TASK DIRECTIONS – Quote the records that follow in full and exactly; leave out the pictures.

DATASET RECORDS –
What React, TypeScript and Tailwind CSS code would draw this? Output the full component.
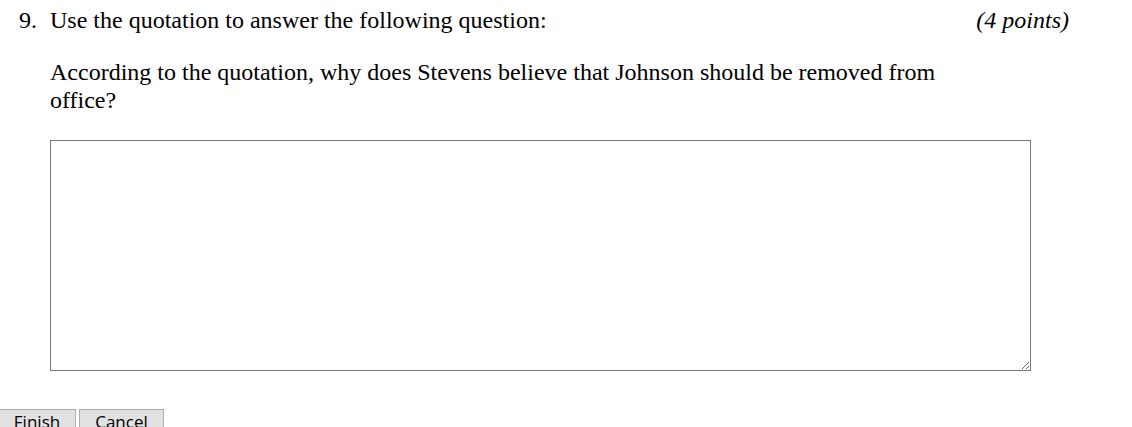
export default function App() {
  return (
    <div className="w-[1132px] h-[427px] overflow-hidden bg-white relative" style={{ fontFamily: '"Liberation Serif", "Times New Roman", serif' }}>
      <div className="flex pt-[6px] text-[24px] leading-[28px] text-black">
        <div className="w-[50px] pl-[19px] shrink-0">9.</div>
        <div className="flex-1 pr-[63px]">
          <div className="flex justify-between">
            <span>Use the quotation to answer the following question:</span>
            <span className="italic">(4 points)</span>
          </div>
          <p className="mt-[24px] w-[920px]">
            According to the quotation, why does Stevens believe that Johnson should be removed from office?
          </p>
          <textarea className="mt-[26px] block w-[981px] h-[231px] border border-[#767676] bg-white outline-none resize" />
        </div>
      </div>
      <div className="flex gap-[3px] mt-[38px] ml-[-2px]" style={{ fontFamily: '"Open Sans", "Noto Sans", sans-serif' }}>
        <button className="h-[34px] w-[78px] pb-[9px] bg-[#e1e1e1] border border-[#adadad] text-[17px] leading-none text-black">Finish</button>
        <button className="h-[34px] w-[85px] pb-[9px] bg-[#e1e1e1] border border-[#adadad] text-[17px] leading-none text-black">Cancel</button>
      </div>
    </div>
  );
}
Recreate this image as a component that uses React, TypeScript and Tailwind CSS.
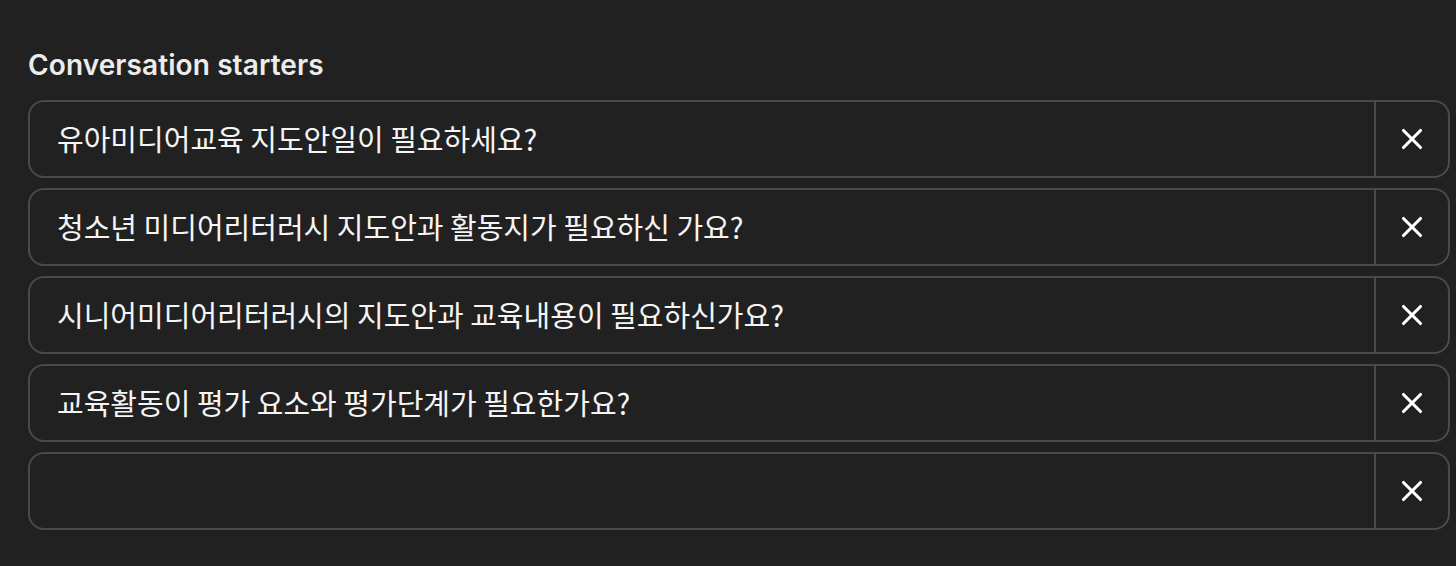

ANSWER TO THE PROBLEM –
What React, TypeScript and Tailwind CSS code would draw this? Output the full component.
export default function App() {
  return (
    <div className="w-[1132px] h-[427px] overflow-hidden bg-white relative" style={{ fontFamily: '"Liberation Serif", "Times New Roman", serif' }}>
      <div className="flex pt-[6px] text-[24px] leading-[28px] text-black">
        <div className="w-[50px] pl-[19px] shrink-0">9.</div>
        <div className="flex-1 pr-[63px]">
          <div className="flex justify-between">
            <span>Use the quotation to answer the following question:</span>
            <span className="italic">(4 points)</span>
          </div>
          <p className="mt-[24px] w-[920px]">
            According to the quotation, why does Stevens believe that Johnson should be removed from office?
          </p>
          <textarea className="mt-[26px] block w-[981px] h-[231px] border border-[#767676] bg-white outline-none resize" />
        </div>
      </div>
      <div className="flex gap-[3px] mt-[38px] ml-[-2px]" style={{ fontFamily: '"Open Sans", "Noto Sans", sans-serif' }}>
        <button className="h-[34px] w-[78px] pb-[9px] bg-[#e1e1e1] border border-[#adadad] text-[17px] leading-none text-black">Finish</button>
        <button className="h-[34px] w-[85px] pb-[9px] bg-[#e1e1e1] border border-[#adadad] text-[17px] leading-none text-black">Cancel</button>
      </div>
    </div>
  );
}
Recreate this image as a component that uses React, TypeScript and Tailwind CSS.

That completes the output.